Une telle approche ne tiendrait pas une seconde si elle n'était pas sous-tendue par un humour omniprésent. Que ce soit dans la description de ce petit monde ou au travers de dialogues naturels et savoureux, The Breakfast Club affiche clairement une absence totale de prétention qui renforce la spontanéité de l'ensemble. C'est presque une pièce de théâtre sans pour autant paraitre "joué", c'est presque un film psychologique sans pour autant donner l'impression de l'être, toute la clé du succès du film réside dans ce mélange de genres qui fonctionne remarquablement bien.
Les acteurs, tous extraordinaires, sont pour beaucoup dans la réussite du film. Même s'ils animent des personnages très typés, ils savent chacun y apporter la petite touche qui saura faire la différence. Il est clair que le naturel du film repose essentiellement sur un gros travail d'acteur. De fait, le casting a presque fonctionné comme une troupe de théâtre durant le tournage, laissant souvent la place à l'improvisation. Grâce à cela, il émane du film une profonde sincérité et un naturel confondant qui en fait tout le prix. Ma préférence ira a Anthony Michael Hall, véritablement émouvant dans le rôle de Brian, le fils de bonne famille, mais tous forment un merveilleux ensemble.
Très européen dans son traitement des personnages et surtout son sens de l’observation et du détail, le film est surtout le triomphe d'un metteur en scène qui, en sacrifiant aux codes du film pour ado, a su imposer un univers et un style qui n'appartiennent qu'à lui. The Breakfast Club, c’est la quintessence du style John Hughes. Cela peut paraitre un peu désuet aujourd’hui, entre le Don’t You Forget About Me des Simple Minds ou la bande-son truffée de rock FM, mais peu de films ont su saisir avec autant de justesse et d’humour la confusion et les questionnements de l’adolescence. Un petit chef d’œuvre.
Le Trombinoscope
Parmi les jeunes talents que le film a révélé, bien peu transformeront l’essai et embraieront sur une carrière prestigieuse. Seul Emilio Estevez tirera un tant soit peu son épingle du jeu, avec une poignée de films au succès modeste (Etroite Surveillance, chroniqué ici) et même quelques essais en tant que réalisateur (The Way, dont on parle ici). Les autres alterneront séries TV et films de série Z, sauf Anthony Michael Hall, qu’on retrouvera dans un ou deux films importants (dont Edward Scissorhands). Quant à Paul Gleason (le proviseur), on le reverra notamment dans Die Hard, où sa performance d’agent du FBI incapable sera remarquée, avant qu’il ne décède prématurément en 2006.
L’Introduction
Le film s’ouvre sur une citation tirée de la chanson Changes de David Bowie, qui réaffirme la base de l’histoire, à savoir l’incommunicabilité entre parents et enfants. Symboliquement, ces paroles vont comme voler en éclats, comme si on essayait d’abattre cette barrière. L’effet a été obtenu avec une vitre teintée en noir, superposée aux images du lycée. Pour la petite histoire, la citation de Bowie a été suggérée par l’actrice Ally Sheddy.
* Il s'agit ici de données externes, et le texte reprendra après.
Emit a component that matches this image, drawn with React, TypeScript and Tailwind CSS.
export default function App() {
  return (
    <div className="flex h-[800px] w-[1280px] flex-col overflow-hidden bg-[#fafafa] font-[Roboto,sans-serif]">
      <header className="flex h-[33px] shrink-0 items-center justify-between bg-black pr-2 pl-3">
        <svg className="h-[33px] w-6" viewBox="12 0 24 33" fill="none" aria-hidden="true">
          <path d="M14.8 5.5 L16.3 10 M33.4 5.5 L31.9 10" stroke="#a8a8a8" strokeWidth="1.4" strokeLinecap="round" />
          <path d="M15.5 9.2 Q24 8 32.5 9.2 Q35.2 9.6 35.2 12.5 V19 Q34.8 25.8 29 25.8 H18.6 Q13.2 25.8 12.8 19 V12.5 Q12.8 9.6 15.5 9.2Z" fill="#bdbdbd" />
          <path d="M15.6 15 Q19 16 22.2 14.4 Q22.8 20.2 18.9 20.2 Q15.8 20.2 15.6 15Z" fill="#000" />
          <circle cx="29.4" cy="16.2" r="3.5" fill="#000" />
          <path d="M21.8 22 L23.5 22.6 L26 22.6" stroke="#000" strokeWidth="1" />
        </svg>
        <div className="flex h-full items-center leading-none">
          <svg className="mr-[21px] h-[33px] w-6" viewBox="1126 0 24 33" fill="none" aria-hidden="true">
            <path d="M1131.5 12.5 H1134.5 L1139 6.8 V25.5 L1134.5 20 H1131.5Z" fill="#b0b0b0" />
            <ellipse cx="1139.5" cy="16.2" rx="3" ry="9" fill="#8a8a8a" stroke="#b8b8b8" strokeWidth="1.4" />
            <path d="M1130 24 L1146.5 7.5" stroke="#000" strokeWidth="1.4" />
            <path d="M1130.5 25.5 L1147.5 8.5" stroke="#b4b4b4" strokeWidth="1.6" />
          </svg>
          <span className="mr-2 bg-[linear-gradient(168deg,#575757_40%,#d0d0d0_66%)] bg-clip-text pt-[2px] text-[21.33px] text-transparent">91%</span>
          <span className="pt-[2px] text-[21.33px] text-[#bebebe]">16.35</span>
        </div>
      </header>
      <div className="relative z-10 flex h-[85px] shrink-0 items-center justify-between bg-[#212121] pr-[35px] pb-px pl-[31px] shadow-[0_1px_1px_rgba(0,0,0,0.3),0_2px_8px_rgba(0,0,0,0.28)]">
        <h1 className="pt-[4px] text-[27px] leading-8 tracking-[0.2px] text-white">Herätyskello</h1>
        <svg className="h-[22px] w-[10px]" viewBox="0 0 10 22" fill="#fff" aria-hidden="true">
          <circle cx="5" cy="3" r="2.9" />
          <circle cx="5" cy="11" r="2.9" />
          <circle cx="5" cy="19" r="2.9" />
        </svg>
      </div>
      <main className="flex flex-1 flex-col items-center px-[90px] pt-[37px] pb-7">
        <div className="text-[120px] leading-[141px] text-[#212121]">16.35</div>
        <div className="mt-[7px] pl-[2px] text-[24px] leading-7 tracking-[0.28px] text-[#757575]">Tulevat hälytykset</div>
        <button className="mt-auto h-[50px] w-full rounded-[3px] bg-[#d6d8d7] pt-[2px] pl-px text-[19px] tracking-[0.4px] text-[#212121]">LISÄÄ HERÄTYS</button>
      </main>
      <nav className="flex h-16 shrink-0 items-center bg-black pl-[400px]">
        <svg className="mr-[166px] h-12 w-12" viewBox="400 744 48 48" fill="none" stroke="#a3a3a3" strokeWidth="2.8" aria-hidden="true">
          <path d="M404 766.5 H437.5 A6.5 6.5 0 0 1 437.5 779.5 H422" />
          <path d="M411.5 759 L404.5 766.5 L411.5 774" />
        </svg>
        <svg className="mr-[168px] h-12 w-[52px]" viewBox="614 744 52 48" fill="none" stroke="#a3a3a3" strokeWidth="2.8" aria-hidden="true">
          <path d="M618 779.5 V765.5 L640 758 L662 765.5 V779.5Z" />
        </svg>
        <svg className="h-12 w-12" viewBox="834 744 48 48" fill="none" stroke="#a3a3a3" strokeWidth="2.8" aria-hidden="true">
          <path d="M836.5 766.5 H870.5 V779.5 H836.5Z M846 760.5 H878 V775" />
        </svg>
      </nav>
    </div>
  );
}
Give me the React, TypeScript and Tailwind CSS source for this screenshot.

Le réalisateur présente ensuite le cadre de l’action, en quelques plans, accompagnés de la voix off de Brian, l’un des personnages, qui lit un texte qui prendra toute sa signification à la fin du film, puisqu’il s’agît du début de la dissertation que réaliseront les personnages. Le décor du lycée est décrit de manière très générique, par des plans de salles vides qui renforcent le sentiment d’isolement que vont éprouver les jeunes dans le film.
Puis petit à petit, l’accent va être mis sur les individus plutôt que sur le décor. D’abord par le biais de citations griffonnées ou gravées sur des murs, puis ensuite, subtilement, les protagonistes du film sont introduits par les caractéristiques de leur personnalité. Par contre, cela se fait de manière totalement transparente pour le spectateur, puisqu’il ne les connait pas. C’est une manière de préparer inconsciemment le public à une confrontation entre des personnalités très différentes les unes des autres.